The GlusterFS architecture aggregates compute, storage, and I/O resources into a global namespace. ... Capacity is scaled by adding additional nodes or adding additional storage to each node. Performance is increased by deploying storage among more nodes. High availability is achieved by replicating data n-way between nodes.
- Used to store and replicate all filesystem based documents between all nodes. This data only scales with the data ingested into Squirro if the data contains binary documents and that data is also served by Squirro. Otherwise the data requirement are minimal. See next two points.
- Used to store and replicate all pipeline service plugins (pipelets).
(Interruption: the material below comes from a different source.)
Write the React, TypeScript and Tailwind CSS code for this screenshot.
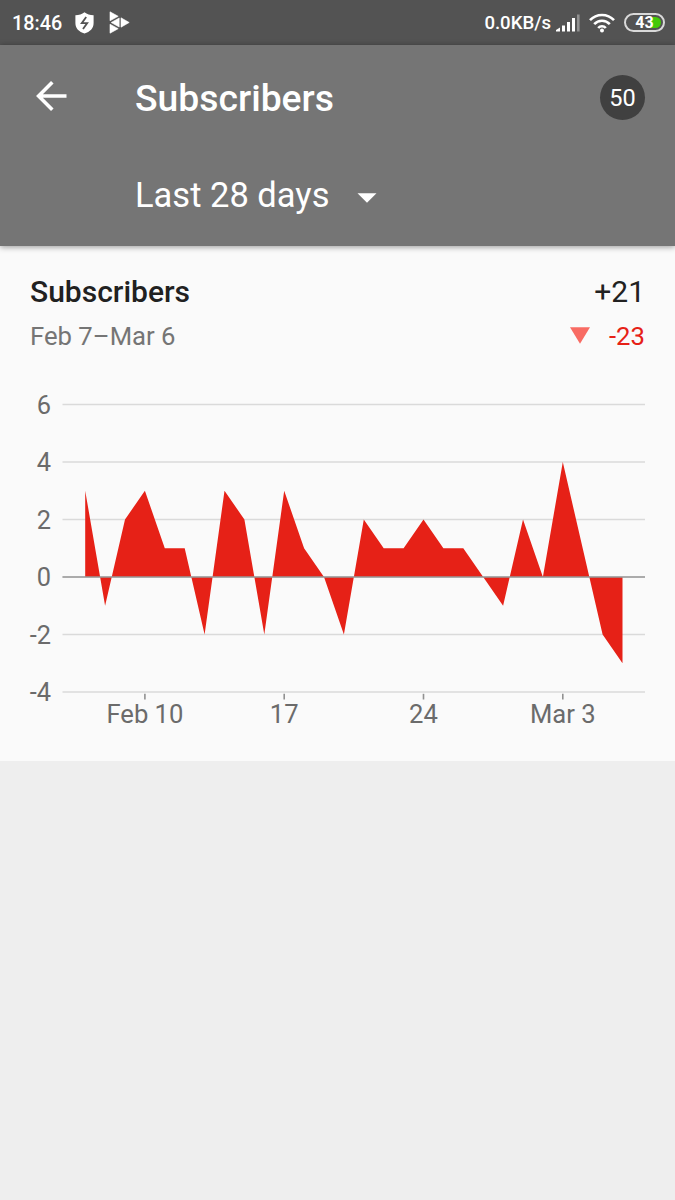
const DAILY = [
  3, -1, 2, 3, 1, 1, -2, 3, 2, -2, 3, 1, 0, -2, 2, 1, 1, 2, 1, 1, 0, -1, 2, 0, 4, 1, -2, -3,
];

const Y_TICKS = [6, 4, 2, 0, -2, -4];

const X_TICKS = [
  { day: 3, label: "Feb 10" },
  { day: 10, label: "17" },
  { day: 17, label: "24" },
  { day: 24, label: "Mar 3" },
];

const xAt = (day: number) => 85.2 + day * 19.9;
const yAt = (value: number) => 197 - value * 28.75;

function StatusBar() {
  return (
    <div className="flex h-[45px] items-center justify-between bg-[#535353] pr-[10px] pl-3 text-white">
      <div className="flex items-center">
        <span className="w-[63px] pt-px text-[19.8px] leading-[45px] font-medium">18:46</span>
        <svg className="h-[22px] w-[19px]" viewBox="0 0 19 22">
          <path d="M9.5 0.3 C7 2.3 4 3 0.4 3.2 V11 C0.4 16.5 4 19.7 9.5 21.6 C15 19.7 18.6 16.5 18.6 11 V3.2 C15 3 12 2.3 9.5 0.3Z" fill="#fff" />
          <path d="M11.2 5 L6.8 11.1 H12.2 L8 17" fill="none" stroke="#535353" strokeWidth="1.8" />
        </svg>
        <svg className="ml-[15px] h-[23px] w-[22px]" viewBox="0 0 22 23">
          <g fill="#fff" stroke="#fff" strokeWidth="0.6" strokeLinejoin="round">
            <path d="M1 0.8 L9.2 5.3 L1 9.8Z" />
            <path d="M1 13.2 L9.2 17.7 L1 22.2Z" />
            <path d="M2.2 11.5 L10.2 7 V16Z" />
            <path d="M12 6.8 L20.2 11.5 L12 16.2Z" />
          </g>
        </svg>
      </div>
      <div className="flex items-center">
        <span className="pt-px text-[18.6px] leading-[45px] font-medium">0.0KB/s</span>
        <svg className="ml-[5px] h-[18px] w-[25px]" viewBox="0 0 25 18">
          <path d="M0 17.5 V16 L4 13.5 V17.5Z M6 11.5 H9 V17.5 H6Z M11 8 H14 V17.5 H11Z M16 4 H19 V17.5 H16Z" fill="#fff" />
          <path d="M21 0.5 H23.6 V17.5 H21Z" fill="#919191" />
        </svg>
        <svg className="ml-[8px] h-[20px] w-[26px]" viewBox="0 0 26 20">
          <g fill="none" stroke="#fff" strokeWidth="2.6">
            <path d="M1 7.2 C7.5 0.2 18.5 0.2 25 7.2" />
            <path d="M5.2 11.2 C9.5 6.6 16.5 6.6 20.8 11.2" />
            <path d="M9.2 15 C11.3 12.6 14.7 12.6 16.8 15" />
          </g>
          <circle cx="13" cy="17.4" r="2" fill="#fff" />
        </svg>
        <div className="relative ml-[9px] flex h-[19px] w-[41px] items-center justify-center rounded-full border-2 border-[#d9d9d9]">
          <span className="absolute top-[2px] right-[2px] h-[11px] w-[11px] rounded-r-full bg-[#44c808]" />
          <span className="relative pt-px text-[16px] leading-none font-bold">43</span>
        </div>
      </div>
    </div>
  );
}

function Header() {
  return (
    <header className="relative h-[200.5px] bg-[#757575] text-white shadow-[0_1px_6px_rgba(0,0,0,0.4)]">
      <div className="flex h-[104px] items-center pr-[30px] pl-9">
        <svg className="mb-[2px] h-[30px] w-[31px]" viewBox="0 0 31 30">
          <path d="M30.5 15 H3 M16.3 1.3 L2.6 15 L16.3 28.7" fill="none" stroke="#fff" strokeWidth="3.6" />
        </svg>
        <h1 className="ml-[68px] pt-[3px] text-[37.3px] leading-none font-medium">Subscribers</h1>
        <span className="ml-auto flex h-[45px] w-[45px] items-center justify-center rounded-full bg-[#404040] pt-[3px] text-[23.5px]">
          50
        </span>
      </div>
      <div className="flex h-[92px] items-center pl-[135px]">
        <span className="text-[34.5px] leading-none">Last 28 days</span>
        <svg className="mt-[6px] ml-[28px] h-[10px] w-[20px]" viewBox="0 0 20 10">
          <path d="M0.5 0.3 H19.5 L10 9.7Z" fill="#fff" />
        </svg>
      </div>
    </header>
  );
}

function Chart() {
  const line = DAILY.map((value, day) => `${xAt(day)},${yAt(value)}`).join(" ");
  const area = `${xAt(0)},${yAt(0)} ${line} ${xAt(DAILY.length - 1)},${yAt(0)}`;

  return (
    <svg className="block h-[380px] w-[675px]" viewBox="0 0 675 380">
      {Y_TICKS.map((tick) => (
        <g key={tick}>
          <line x1="62.5" x2="645" y1={yAt(tick)} y2={yAt(tick)} stroke="#dadada" strokeWidth="1.6" />
          <text x="51" y={yAt(tick) + 9} textAnchor="end" fontSize="25.4" fill="#6b6b6b">
            {tick}
          </text>
        </g>
      ))}
      <polygon points={area} fill="#e62117" />
      <line x1="62.5" x2="645" y1={yAt(0)} y2={yAt(0)} stroke="#999999" strokeWidth="1.6" />
      {X_TICKS.map(({ day, label }) => (
        <g key={label}>
          <line x1={xAt(day)} x2={xAt(day)} y1="313.8" y2="319.5" stroke="#919191" strokeWidth="1.6" />
          <text x={xAt(day)} y="342.5" textAnchor="middle" fontSize="25.6" fill="#6b6b6b">
            {label}
          </text>
        </g>
      ))}
    </svg>
  );
}

export default function App() {
  return (
    <div className="h-[1200px] w-[675px] overflow-hidden bg-[#eeeeee] font-['Roboto',sans-serif]">
      <StatusBar />
      <Header />
      <section className="h-[515px] bg-[#fafafa]">
        <div className="flex h-[134px] justify-between pt-[25.5px] pr-[30px] pl-[30px]">
          <div>
            <h2 className="text-[30px] leading-[42px] font-medium text-[#212121]">Subscribers</h2>
            <p className="text-[25.7px] leading-[47px] text-[#757575]">Feb 7–Mar 6</p>
          </div>
          <div className="text-right">
            <p className="text-[30px] leading-[42px] text-[#212121]">+21</p>
            <p className="flex items-center justify-end text-[25.7px] leading-[47px] text-[#e62117]">
              <svg className="mr-[19px] mb-[2px] h-[17px] w-[20px]" viewBox="0 0 20 17">
                <path d="M0 0.3 H20 L10 16.7Z" fill="#f86b63" />
              </svg>
              -23
            </p>
          </div>
        </div>
        <Chart />
      </section>
    </div>
  );
}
Storage need is minimal.
- Used to store and replicate Excel / CSV files uploaded using the Web UI based data loader. Storage need is minimal. Data gets deleted after ingestion is completed.
GlusterFS is the default and built-in option for providing scalable and clustered file storage. It is however only one of multiple options:
- Amazon S3 (and compatible storage solution)
- Network Attached Storage, e.g. NFS
- None: If you don't ingest binary documents, don't need pipelets and don't upload Excel/CSV files using the WebUI, no shared filesystem is required.
What is Zookeeper?
Apache ZooKeeper is a software project of the Apache Software Foundation, providing an open source distributed configuration service, synchronization service, and naming registry for large distributed systems. ZooKeeper was a sub-project of Hadoop but is now a top-level project in its own right. ZooKeeper's architecture supports high availability through redundant services.
Zookeeper is used by Squirro for leader election. Its design is perfect for this purpose and helps Squirro detect and handle network segmentation / split brain events.
- Only the cluster state and the data needed for the leader election is stored in Zookeeper.
- Size is minimal and doesn't increase with the data ingested into Squirro.
- Run an uneven number of Zookeeper nodes, to ensure robust leader election.